Spain was becoming a blur. But each time we stopped, usually at a small town that was a main street and a few old buildings, we found something new, something to marvel at, something to make us laugh, ooh and ahh, giggle nervously and perhaps even sigh with more than just a hint of sadness. It was all about passion and heat, brilliant sunshine and chilly evenings, wild swings of mood and colour that could bewilder even as it delighted.
Seville was one such stop we made. It was a bright sunny afternoon when we drove into the city, through tiny winding streets, locals and tourists wandering about in the middle of the road and even a clown who juggled oranges across the hood of the car and then darted into a schoolhouse door with a manic laugh. In the centre of all this rose the Giralda, a golden-orange minaret once used by the Moors for the azaan. We wandered into it and upwards, climbing up a steep spiral of stone stairs and sloping ramp, breathing heavily and holding on to the cold iron of the railing. Windows allowed occasional peeps outside, an ever-widening vista of an urban sprawl that combined the modern with the charm of the old. At the top, we exchanged cheery greetings with an English couple who were on their way down, while a large Spanish family exclaimed and smiled at Mum’s tikka and my nicely-lined eyes.
From there it was a short hop to the cathedral where Christopher Columbus’ tomb was. As with almost any and every old church in Europe that I have been to, it was cold enough to keep ice cream frozen at ‘room temperature’, and we shivered in our wrappings even as we huddled together near the bank of candles at the altar.
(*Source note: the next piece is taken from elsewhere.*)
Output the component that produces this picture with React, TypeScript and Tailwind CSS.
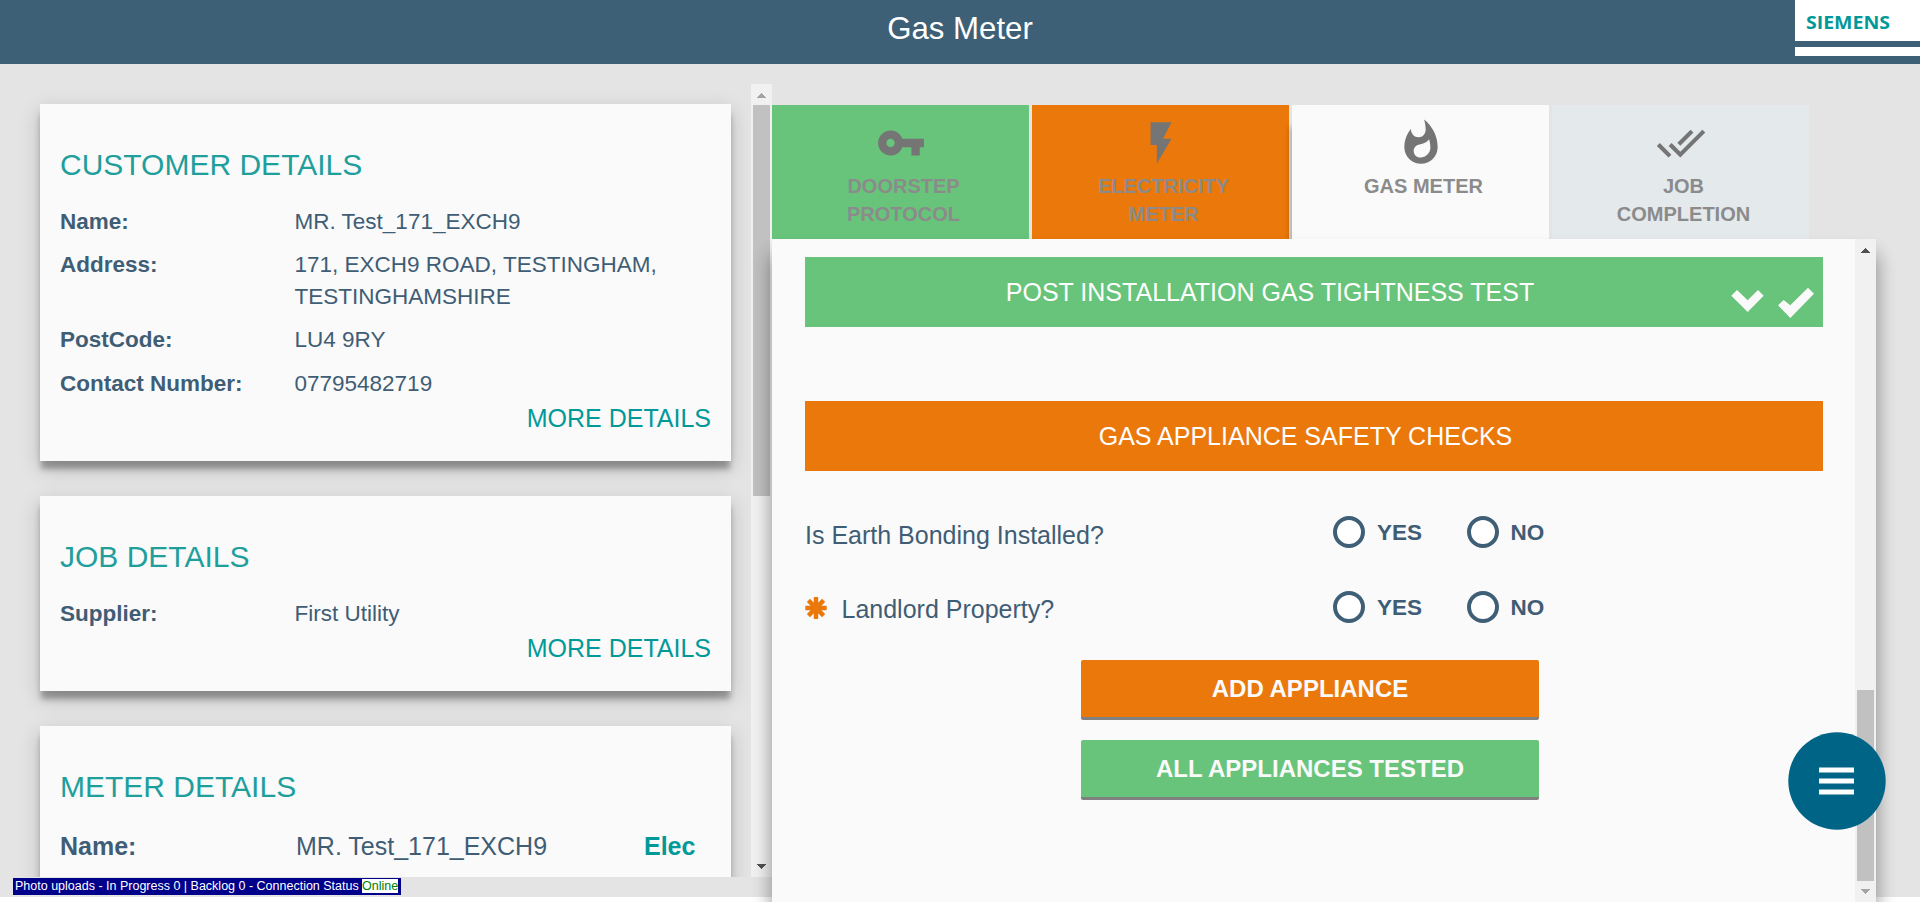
import type { ReactNode } from "react";

const cardShadow =
  "shadow-[0_9px_6px_-1px_rgba(0,0,0,0.3),0_7px_20px_0_rgba(0,0,0,0.19)]";

function Card({ title, className, children }: { title: string; className: string; children: ReactNode }) {
  return (
    <section className={`w-[691px] shrink-0 bg-[#fafafa] px-5 pt-[41px] ${cardShadow} ${className}`}>
      <h2 className="mb-[21px] text-[30px] leading-10 text-[#1f9f9c]">{title}</h2>
      {children}
    </section>
  );
}

function Row({ label, children, className = "" }: { label: string; children: ReactNode; className?: string }) {
  return (
    <div className={`flex text-[22.5px] leading-8 ${className}`}>
      <div className="w-[234.5px] shrink-0 font-bold">{label}</div>
      <div>{children}</div>
    </div>
  );
}

function MoreDetails() {
  return <a className="mt-0.5 block text-right text-[25px] leading-8 text-[#009999]">MORE DETAILS</a>;
}

function Arrow({ up = false, color }: { up?: boolean; color: string }) {
  return (
    <svg className="h-[21px] w-full shrink-0" viewBox="0 0 21 21" shapeRendering="crispEdges">
      <path d={up ? "M6 14h9l-4.5-5z" : "M6 8h9l-4.5 5z"} fill={color} />
    </svg>
  );
}

function Tab({ className, icon, lines }: { className: string; icon: string; lines: string[] }) {
  return (
    <div className={`flex h-[134px] w-[257px] flex-col items-center pt-[13px] ${className}`}>
      <svg className="size-[50px]" viewBox="0 0 24 24" fill="#757575">
        <path d={icon} />
      </svg>
      <div className="mt-1 pl-[6px] text-center text-[20px] leading-7 font-bold text-[#8b8b8b]">
        {lines.map((l) => (
          <div key={l}>{l}</div>
        ))}
      </div>
    </div>
  );
}

function Radio({ label, className }: { label: string; className: string }) {
  return (
    <label className={`flex items-center gap-3 ${className}`}>
      <span className="size-8 rounded-full border-4 border-[#3f5f77] bg-white" />
      <span className="pt-0.5 text-[22.5px] leading-7 font-bold">{label}</span>
    </label>
  );
}

function Question({ label, required = false, className }: { label: string; required?: boolean; className: string }) {
  return (
    <div className={`flex items-center ${className}`}>
      <div className={`flex w-[528px] items-center text-[25px] leading-7 ${required ? "pt-[3px]" : "pt-[5px]"}`}>
        {required && (
          <svg className="-mt-[1px] mr-[14.5px] size-[22px]" viewBox="-11 -11 22 22" stroke="#eb780b" strokeWidth="4.4">
            <path d="M0-11V11M-10.7 0H10.7M-7.6-7.6L7.6 7.6M-7.6 7.6L7.6-7.6" />
          </svg>
        )}
        {label}
      </div>
      <Radio label="YES" className="w-[133.5px]" />
      <Radio label="NO" className="" />
    </div>
  );
}

export default function App() {
  return (
    <div className="relative h-[902px] w-[1920px] overflow-hidden bg-white font-['Liberation_Sans',Arial,sans-serif] text-[#3f5d75]">
      <header className="flex h-16 items-start bg-[#3d6076]">
        <div className="w-[125px]" />
        <h1 className="flex-1 text-center text-[31.2px] leading-[58px] text-white">Gas Meter</h1>
        <div className="h-14 w-[125px] bg-white">
          <svg className="h-[41px] w-full" viewBox="0 0 125 41">
            <text
              x="11"
              y="28.5"
              textLength="84"
              lengthAdjust="spacingAndGlyphs"
              fontFamily="'Open Sans','Noto Sans',sans-serif"
              fontWeight="700"
              fontSize="18"
              fill="#009999"
            >
              SIEMENS
            </text>
          </svg>
          <div className="h-[5.5px] bg-[#3d6076]" />
        </div>
      </header>

      <main className="flex h-[833px] bg-[#e4e4e4]">
        <div className="flex h-[833px] w-[772px] shrink-0 flex-col pt-5">
          <div className="flex h-[793px] overflow-hidden">
            <div className="flex w-[751px] flex-col gap-[35px] pt-5 pl-10">
              <Card title="CUSTOMER DETAILS" className="h-[357px]">
                <Row label="Name:">MR. Test_171_EXCH9</Row>
                <Row label="Address:" className="mt-[11px]">
                  171, EXCH9 ROAD, TESTINGHAM,
                  <br />
                  TESTINGHAMSHIRE
                </Row>
                <Row label="PostCode:" className="mt-[11px]">LU4 9RY</Row>
                <Row label="Contact Number:" className="mt-3">07795482719</Row>
                <MoreDetails />
              </Card>
              <Card title="JOB DETAILS" className="h-[195px]">
                <Row label="Supplier:">First Utility</Row>
                <MoreDetails />
              </Card>
              <Card title="METER DETAILS" className="h-[195px]">
                <div className="flex pt-0.5 text-[25px] leading-8">
                  <div className="w-[236px] font-bold">Name:</div>
                  <div className="w-[348px]">MR. Test_171_EXCH9</div>
                  <div className="font-bold text-[#009999]">Elec</div>
                </div>
              </Card>
            </div>
            <div className="flex w-[21px] flex-col bg-[#f1f1f1]">
              <Arrow up color="#a3a3a3" />
              <div className="mx-0.5 h-[391px] bg-[#c1c1c1]" />
              <div className="flex-1" />
              <Arrow color="#505050" />
            </div>
          </div>
          <div className="mt-px ml-[13px] flex h-[17px] w-[388px] items-start bg-[#00008b] pt-px pl-0.5 text-[12.5px] leading-[14px] whitespace-nowrap text-white">
            <span className="w-[347px]">Photo uploads - In Progress 0 | Backlog 0 - Connection Status</span>
            <span className="w-9 bg-white text-[#008000]">Online</span>
          </div>
        </div>

        <div className="w-[1104px] shrink-0 pt-[41px]">
          <div className="flex gap-[3px]">
            <Tab
              className="bg-[#68c47a]"
              lines={["DOORSTEP", "PROTOCOL"]}
              icon="M12.65 10C11.83 7.67 9.61 6 7 6c-3.31 0-6 2.69-6 6s2.69 6 6 6c2.61 0 4.83-1.67 5.65-4H17v4h4v-4h2v-4H12.65zM7 14c-1.1 0-2-.9-2-2s.9-2 2-2 2 .9 2 2-.9 2-2 2z"
            />
            <Tab className="bg-[#eb780b]" lines={["ELECTRICITY", "METER"]} icon="M7 2v11h3v9l7-12h-4l4-8z" />
            <Tab
              className="bg-[#fafafa] shadow-[-2px_22px_6px_0_rgba(0,0,0,0.26)]"
              lines={["GAS METER"]}
              icon="M13.5.67s.74 2.65.74 4.8c0 2.06-1.35 3.73-3.41 3.73-2.07 0-3.63-1.67-3.63-3.73l.03-.36C5.21 7.51 4 10.62 4 14c0 4.42 3.58 8 8 8s8-3.58 8-8C20 8.61 17.41 3.8 13.5.67zM11.71 19c-1.78 0-3.22-1.4-3.22-3.14 0-1.62 1.05-2.76 2.81-3.12 1.77-.36 3.6-1.21 4.62-2.58.39 1.29.59 2.65.59 4.04 0 2.65-2.15 4.8-4.8 4.8z"
            />
            <Tab
              className="bg-[#e4e9eb] shadow-[-3px_0_0_0_#e4e4e4]"
              lines={["JOB", "COMPLETION"]}
              icon="M18 7l-1.41-1.41-6.34 6.34 1.41 1.41L18 7zm4.24-1.41L11.66 16.17 7.48 12l-1.41 1.41L11.66 19l12-12-1.42-1.41zM.41 13.41L6 19l1.41-1.41L1.83 12 .41 13.41z"
            />
          </div>

          <div className="relative flex h-[663px] bg-[#fafafa] shadow-[0_16px_17px_0_rgba(0,0,0,0.25),0_16px_20px_0_rgba(0,0,0,0.19)]">
            <div className="w-[1083px] pt-[18px] pl-[33px]">
              <div className="flex h-[70px] w-[1018px] bg-[#68c47a] text-white">
                <div className="w-[924px] pl-[6px] text-center text-[25px] leading-[70px]">
                  POST INSTALLATION GAS TIGHTNESS TEST
                </div>
                <svg className="h-[70px] w-[94px]" viewBox="0 0 94 70" fill="#fafafa">
                  <path d="M2.3 38.7L8 33l10.7 10.3L29 33l5.7 5.7L18.7 55z" />
                  <path d="M49 48.3l5.7-5.3 6.6 5.3L79 30.7l6 6L61.3 61z" />
                </svg>
              </div>
              <div className="mt-[74px] h-[70px] w-[1018px] bg-[#eb780b] pr-[17px] text-center text-[25px] leading-[70px] text-white">
                GAS APPLIANCE SAFETY CHECKS
              </div>
              <Question label="Is Earth Bonding Installed?" className="mt-[45px] h-8" />
              <Question label="Landlord Property?" required className="mt-[43px] h-8" />
              <div className="mt-[37px] ml-[276px] flex w-[458px] flex-col gap-5 text-center text-[24px] leading-[57px] font-bold text-[#fafafa]">
                <button className="h-[60px] rounded-[2px] border-b-3 border-[#808080] bg-[#eb780b]">ADD APPLIANCE</button>
                <button className="h-[60px] rounded-[2px] border-b-3 border-[#808080] bg-[#68c47a]">
                  ALL APPLIANCES TESTED
                </button>
              </div>
            </div>
            <div className="flex w-[21px] flex-col bg-[#f1f1f1]">
              <Arrow up color="#505050" />
              <div className="flex-1" />
              <div className="mx-0.5 h-[191px] bg-[#c1c1c1]" />
              <Arrow color="#a3a3a3" />
            </div>
          </div>
        </div>
      </main>

      <button className="absolute top-[732px] left-[1788px] size-[98px]">
        <svg className="size-full" viewBox="0 0 98 98">
          <circle cx="49" cy="49" r="48.7" fill="#006487" />
          <path d="M31 35.6h35v4.8H31zM31 46.6h35v4.8H31zM31 57.6h35v4.8H31z" fill="#fff" />
        </svg>
      </button>
    </div>
  );
}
Wonderfully carved wood loomed grandly around, overhead, overwhelming, drowning any reverence I felt with a feeling of how fabulous a disaster it would be if there was a fire. Shaking off the direness, I walked over to look at Chris Columbus. And came back a few minutes later, highly indignant, to hiss at my parents, “He’s not there!”
It was almost a personal affront. Though the elaborate tomb stands proudly in the massive church, Columbus is not in it. By the end of the telling and as my indignation dissipated very slowly – after all, I was brought up on the song “Columbus sailed the ocean blue in fourteen hundred ninety two” – I was completely confused about where the poor man actually was buried, Spain, America or somewhere in between. Let him stay here, close your eyes and pretend, my mother soothingly suggested, while my father voiced irreverent ideas about how he could actually be alive somewhere, sort of like Elvis.
But the mood persisted. As we walked through the streets of Seville, now emptying of the local population and roamed only by the occasional group of camera-hung Japanese, I couldn’t help wondering how poor old Columbus had disappeared, since there was some little mystery attached to the story. And by the time we got back to the pretty little pensione at which we were staying, I was dolefully contemplating my own feelings about not knowing where my body would be. The lady who owned the small hostal did not help with her ‘Hola! Buenas tardes!’ and the small hostal with its sepulchral lighting and doors that did not quite fit did nothing to cheer me up either. My mother was convinced that there was a corpse laid out in the house, since the Senora and her family seemed to be dressed in deepest mourning, only a faint touch of white sparking the stark black of their clothes and the melancholy mien they all wore as matching accessories.
And as we drove away the next morning, only one thought cheered me up. I had appropriated the Senora’s pen!